売買対象土地の汚染を調査せずに売却することにはどのようなリスクがありますか。また汚染の調査後に売却するにはどのようなことに気を付けるべきでしょうか。
まず、売主自身が汚染の原因を作っている可能性がある場合は、後日、原因者として汚染の除去等の措置に要した費用の償還を請求される可能性があります(法8条1項)。売主自身が原因を作っているのであれば、このような費用負担は当然でもありますが、問題なのは買主が汚染行為を行う可能性がある場合(又は汚染行為を行う恐れがある者に転売する可能性がある場合)です。後日、買主が汚染行為を行ったにもかかわらず、売主が自らの潔白を証明できずに、原因者として認定されるリスクもないとはいえません。したがって買主が汚染行為を行うおそれがある場合(又は汚染行為を行う恐れがある者に転売する可能性がある場合)は、引渡しの時点で汚染がないことを確認する意味でも汚染の調査が望ましい場合があると思われます。
それでは、土壌汚染の調査を行った場合に売却にあたってはどのようなことに注意すべきでしょうか。
まず、土壌汚染の調査は、多くの場合、土壌汚染対策法で定められた調査方法のものであることが求められると思います。土壌汚染調査の方法が粗くて汚染が発覚しなかっただけというのであれば、問題が将来起こるからです。なお、土壌汚染調査を土壌汚染対策法で定められた調査により行って土壌汚染が判明しなかったとしても、それはその土地が100%清浄であるということを意味するものではないということに注意をすべきです。つまり土壌汚染対策法で調査をすべきとされているポイントでは汚染が判明しなかったというだけで、それ以上のものではないからです。もっとも土壌汚染対策法で定められた調査であれば、相当程度の確率で汚染を明らかにしてくれると思われますが、その確率もそれほど高くはないようです。実務家の間からは80%くらいの確率でないかといわれることもあり、そのような限界があることを理解していなければなりません。

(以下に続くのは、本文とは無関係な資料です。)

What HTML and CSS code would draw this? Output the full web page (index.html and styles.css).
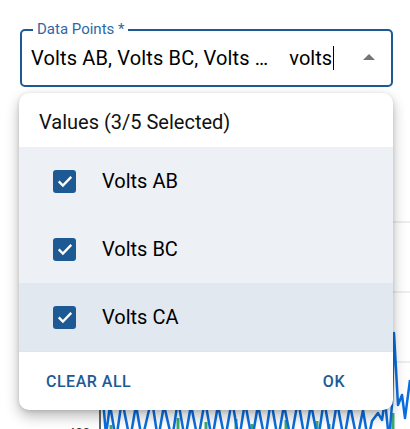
FILE: index.html
```html
<!DOCTYPE html>
<html>
<head>
<meta charset="utf-8">
<link rel="stylesheet" href="styles.css">
</head>
<body>
<div class="page">
  <div class="field">
    <span class="field-label">Data Points *</span>
    <div class="field-value">
      <span class="chips">Volts AB, Volts BC, Volts …</span>
      <span class="query">volts</span><span class="caret"></span>
    </div>
    <span class="arrow"></span>
  </div>
  <svg class="chart" viewBox="0 87 410 342" width="410" height="342">
    <line x1="100" y1="222" x2="410" y2="222" class="grid"/>
    <line x1="100" y1="292" x2="410" y2="292" class="grid"/>
    <line x1="100" y1="362" x2="410" y2="362" class="grid"/>
    <line x1="100" y1="395" x2="100" y2="429" class="axis"/>
    <text x="90" y="437" class="tick" text-anchor="end">400</text>
    <g class="green">
      <line x1="111" y1="425" x2="111" y2="429"/>
      <line x1="178" y1="418" x2="178" y2="429"/>
      <line x1="206" y1="422" x2="206" y2="429"/>
      <line x1="236" y1="419" x2="236" y2="429"/>
      <line x1="252" y1="424" x2="252" y2="429"/>
      <line x1="286" y1="420" x2="286" y2="429"/>
      <line x1="317" y1="421" x2="317" y2="429"/>
      <line x1="329" y1="424" x2="329" y2="429"/>
      <line x1="393" y1="413" x2="393" y2="429"/>
    </g>
    <polyline class="blue" points="103,400 106,435 110,405 116,440 122,400 130,440 136,405 142,440 149,410 152,400 158,440 164,405 172,440 178,400 185,440 191,405 198,440 205,400 212,440 218,405 225,440 232,400 239,440 245,402 252,440 258,405 265,440 271,400 278,440 284,405 291,440 298,400 305,440 311,404 318,440 324,400 331,440 337,402 344,440 350,405 357,440 363,410 368,440 372,421 378,413 382,420 385,400 389,440 392,405 394,333 398,405 402,395 405,418 410,380"/>
  </svg>
  <div class="menu">
    <div class="menu-header">Values (3/5 Selected)</div>
    <div class="option">
      <span class="checkbox"><svg viewBox="0 0 24 24" width="20" height="20"><path d="M4.5 12.5l5 5L19.5 7" fill="none" stroke="#fff" stroke-width="2.8"/></svg></span>
      <span class="option-text">Volts AB</span>
    </div>
    <div class="option">
      <span class="checkbox"><svg viewBox="0 0 24 24" width="20" height="20"><path d="M4.5 12.5l5 5L19.5 7" fill="none" stroke="#fff" stroke-width="2.8"/></svg></span>
      <span class="option-text">Volts BC</span>
    </div>
    <div class="option option-hover">
      <span class="checkbox"><svg viewBox="0 0 24 24" width="20" height="20"><path d="M4.5 12.5l5 5L19.5 7" fill="none" stroke="#fff" stroke-width="2.8"/></svg></span>
      <span class="option-text">Volts CA</span>
    </div>
    <div class="menu-footer">
      <button class="btn">CLEAR ALL</button>
      <button class="btn">OK</button>
    </div>
  </div>
</div>
</body>
</html>
```
FILE: styles.css
```css
html, body {
  margin: 0;
  padding: 0;
  background: #fff;
  font-family: Roboto, "Liberation Sans", Arial, sans-serif;
  overflow: hidden;
}
.page {
  position: relative;
  width: 410px;
  height: 429px;
  overflow: hidden;
  padding-top: 29px;
  box-sizing: border-box;
}
.field {
  position: relative;
  margin-left: 20px;
  width: 373px;
  height: 58px;
  box-sizing: border-box;
  border: 2px solid #1d5a94;
  border-radius: 5px;
  display: flex;
  align-items: center;
}
.field-label {
  position: absolute;
  left: 11px;
  top: -12px;
  padding: 0 4px;
  background: #fff;
  font-size: 15px;
  line-height: 20px;
  color: #2d68a6;
}
.field-value {
  display: flex;
  align-items: center;
  padding-left: 9px;
  font-size: 20px;
  color: #000;
  white-space: nowrap;
}
.chips {
  letter-spacing: 0.15px;
}
.query {
  margin-left: 21px;
}
.caret {
  display: inline-block;
  width: 1px;
  height: 24px;
  background: #000;
  margin-left: 1px;
}
.arrow {
  position: absolute;
  left: 341px;
  top: 23px;
  width: 0;
  height: 0;
  border-left: 6px solid transparent;
  border-right: 6px solid transparent;
  border-bottom: 6px solid #757575;
}
.chart {
  display: block;
}
.grid { stroke: #dcdcdc; stroke-width: 1; }
.axis { stroke: #333; stroke-width: 1.5; }
.tick { font-size: 13px; fill: #333; font-family: Roboto, sans-serif; }
.green line { stroke: #3daa6a; stroke-width: 3; }
.blue { fill: none; stroke: #0a6ee0; stroke-width: 2.5; stroke-linejoin: round; }
.menu {
  position: absolute;
  left: 19px;
  top: 93px;
  width: 374px;
  height: 317px;
  background: #fff;
  border-radius: 10px;
  box-shadow: 0 6px 14px rgba(0,0,0,0.28), 0 1px 4px rgba(0,0,0,0.12);
  overflow: hidden;
  display: flex;
  flex-direction: column;
}
.menu-header {
  height: 54px;
  display: flex;
  align-items: center;
  padding-left: 20px;
  padding-top: 4px;
  box-sizing: border-box;
  font-size: 20px;
  color: #111;
}
.option {
  height: 68px;
  display: flex;
  align-items: center;
  background: #edf1f5;
  padding-left: 34px;
}
.option-hover {
  background: #e2e8f0;
}
.checkbox {
  width: 23px;
  height: 23px;
  border-radius: 3px;
  background: #1d5a94;
  display: flex;
  align-items: center;
  justify-content: center;
}
.option-text {
  margin-left: 26px;
  font-size: 20px;
  color: #000;
}
.menu-footer {
  flex: 1;
  display: flex;
  align-items: center;
  justify-content: space-between;
  padding: 0 48px 0 27px;
  border-top: 1px solid #e4e4e4;
}
.btn {
  border: 0;
  background: none;
  padding: 0;
  font-family: Roboto, "Liberation Sans", Arial, sans-serif;
  font-size: 16px;
  font-weight: 500;
  letter-spacing: 0.5px;
  color: #1d5a94;
}
```
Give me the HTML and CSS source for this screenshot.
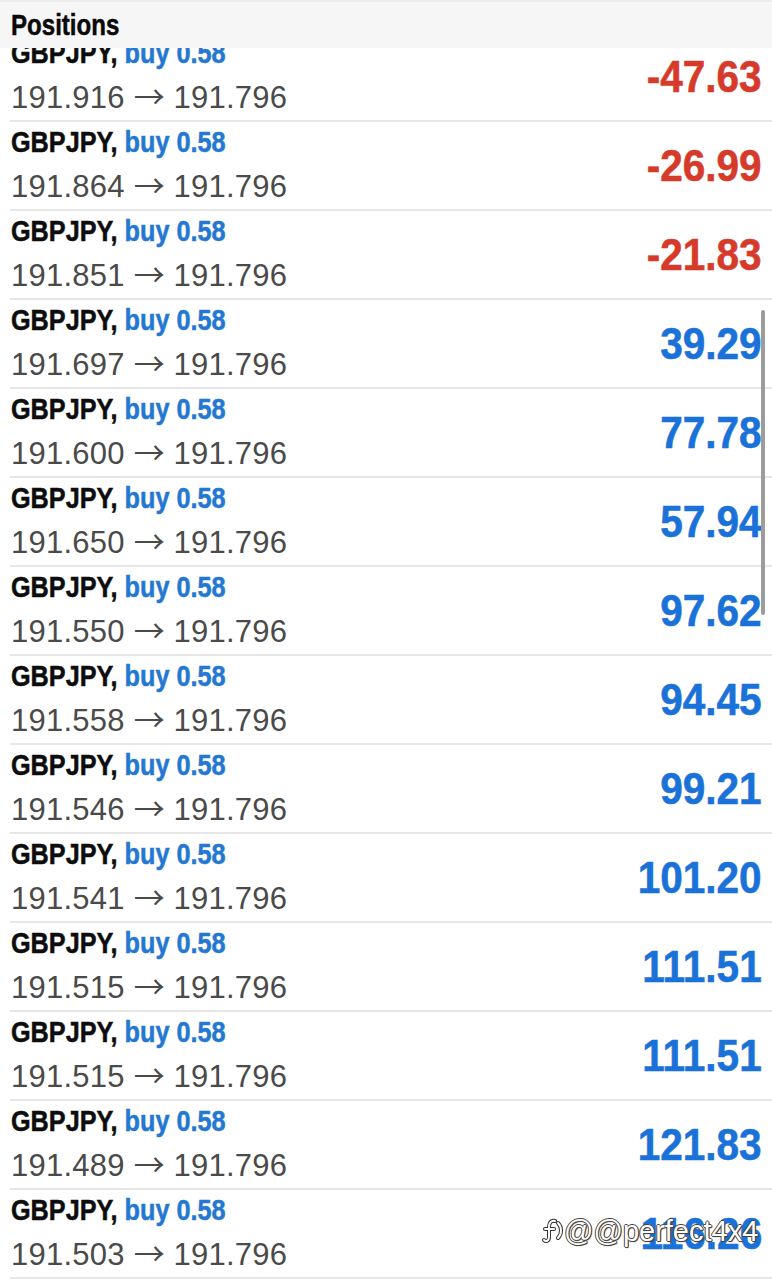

この土壌汚染調査の限界については、むしろいったん、調査を行って土壌汚染が判明し、対策を講じて売却する場合に注意が必要です。実際、対策を講じたため売主としては清浄な土地となったと思って売却した場合に、買主が念のためにまたは金融機関の要請により再度調査をした場合に、汚染が発覚したという事例が少なからず発生しているからです。もちろん、可能性として、調査や対策に不備がある場合もあるでしょうが、土壌汚染対策法で定める調査を完璧に行ったとしても、上記の限界からそもそも判明していなかった汚染は地中に眠っていたという場合もあるように思われます。したがって、売却にあたっては、土壌汚染対策法に準拠して一定の調査を行い、一定の対策を行ったという客観的な事実のみを告げるべきで、安易に「この土地は真っ白だ」といった買主を誤解させる発言は慎むべきです。